# Description of the task
Quote every line as written. Omit pictures.
start
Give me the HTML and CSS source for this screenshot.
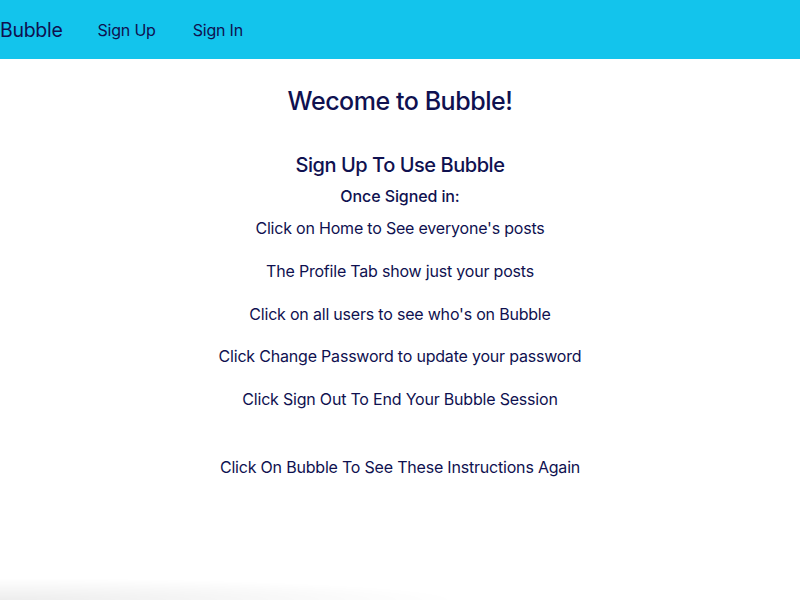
FILE: index.html
```html
<!DOCTYPE html>
<html>
<head>
<meta charset="utf-8">
<link rel="stylesheet" href="styles.css">
</head>
<body>
<nav class="navbar">
  <a class="brand" href="#">Bubble</a>
  <a class="nav-link" href="#">Sign Up</a>
  <a class="nav-link" href="#">Sign In</a>
</nav>
<main class="intro">
  <h1 class="title">Wecome to Bubble!</h1>
  <h2 class="subtitle">Sign Up To Use Bubble</h2>
  <h3 class="once">Once Signed in:</h3>
  <p class="step">Click on Home to See everyone's posts</p>
  <p class="step">The Profile Tab show just your posts</p>
  <p class="step">Click on all users to see who's on Bubble</p>
  <p class="step">Click Change Password to update your password</p>
  <p class="step">Click Sign Out To End Your Bubble Session</p>
  <p class="step again">Click On Bubble To See These Instructions Again</p>
</main>
<div class="shade"></div>
</body>
</html>
```
FILE: styles.css
```css
html, body {
  margin: 0;
  padding: 0;
  background: #ffffff;
}
body {
  font-family: Inter, "Noto Sans", sans-serif;
  color: #0f1150;
  font-size: 16px;
  letter-spacing: -0.2px;
  height: 600px;
  overflow: hidden;
}
a {
  color: #0f1150;
  text-decoration: none;
}
.navbar {
  height: 59px;
  background: #13c4ec;
  display: flex;
  align-items: center;
}
.brand {
  font-size: 19.5px;
  letter-spacing: -0.3px;
  line-height: 24px;
  margin-right: 35px;
}
.nav-link {
  font-size: 16px;
  line-height: 24px;
  margin-right: 37px;
}
.intro {
  text-align: center;
  padding-top: 25px;
}
.title {
  font-size: 25px;
  font-weight: 500;
  letter-spacing: -0.45px;
  line-height: 34px;
  margin: 0 0 35px;
}
.subtitle {
  font-size: 20px;
  font-weight: 500;
  letter-spacing: -0.45px;
  line-height: 24px;
  margin: 0 0 9px;
}
.once {
  font-size: 16px;
  font-weight: 500;
  letter-spacing: -0.1px;
  line-height: 20px;
  margin: 0 0 10px;
}
.step {
  margin: 0 0 18.75px;
  line-height: 24px;
}
.again {
  margin-top: 44px;
}
.shade {
  position: fixed;
  left: 0;
  bottom: 0;
  width: 460px;
  height: 22px;
  background: radial-gradient(ellipse 100% 100% at 0% 100%, rgba(0,0,0,0.07), rgba(0,0,0,0) 100%);
  pointer-events: none;
}
```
end
# Response
Give me the HTML and CSS source for this screenshot.
FILE: index.html
```html
<!DOCTYPE html>
<html>
<head>
<meta charset="utf-8">
<link rel="stylesheet" href="styles.css">
</head>
<body>
<nav class="navbar">
  <a class="brand" href="#">Bubble</a>
  <a class="nav-link" href="#">Sign Up</a>
  <a class="nav-link" href="#">Sign In</a>
</nav>
<main class="intro">
  <h1 class="title">Wecome to Bubble!</h1>
  <h2 class="subtitle">Sign Up To Use Bubble</h2>
  <h3 class="once">Once Signed in:</h3>
  <p class="step">Click on Home to See everyone's posts</p>
  <p class="step">The Profile Tab show just your posts</p>
  <p class="step">Click on all users to see who's on Bubble</p>
  <p class="step">Click Change Password to update your password</p>
  <p class="step">Click Sign Out To End Your Bubble Session</p>
  <p class="step again">Click On Bubble To See These Instructions Again</p>
</main>
<div class="shade"></div>
</body>
</html>
```
FILE: styles.css
```css
html, body {
  margin: 0;
  padding: 0;
  background: #ffffff;
}
body {
  font-family: Inter, "Noto Sans", sans-serif;
  color: #0f1150;
  font-size: 16px;
  letter-spacing: -0.2px;
  height: 600px;
  overflow: hidden;
}
a {
  color: #0f1150;
  text-decoration: none;
}
.navbar {
  height: 59px;
  background: #13c4ec;
  display: flex;
  align-items: center;
}
.brand {
  font-size: 19.5px;
  letter-spacing: -0.3px;
  line-height: 24px;
  margin-right: 35px;
}
.nav-link {
  font-size: 16px;
  line-height: 24px;
  margin-right: 37px;
}
.intro {
  text-align: center;
  padding-top: 25px;
}
.title {
  font-size: 25px;
  font-weight: 500;
  letter-spacing: -0.45px;
  line-height: 34px;
  margin: 0 0 35px;
}
.subtitle {
  font-size: 20px;
  font-weight: 500;
  letter-spacing: -0.45px;
  line-height: 24px;
  margin: 0 0 9px;
}
.once {
  font-size: 16px;
  font-weight: 500;
  letter-spacing: -0.1px;
  line-height: 20px;
  margin: 0 0 10px;
}
.step {
  margin: 0 0 18.75px;
  line-height: 24px;
}
.again {
  margin-top: 44px;
}
.shade {
  position: fixed;
  left: 0;
  bottom: 0;
  width: 460px;
  height: 22px;
  background: radial-gradient(ellipse 100% 100% at 0% 100%, rgba(0,0,0,0.07), rgba(0,0,0,0) 100%);
  pointer-events: none;
}
```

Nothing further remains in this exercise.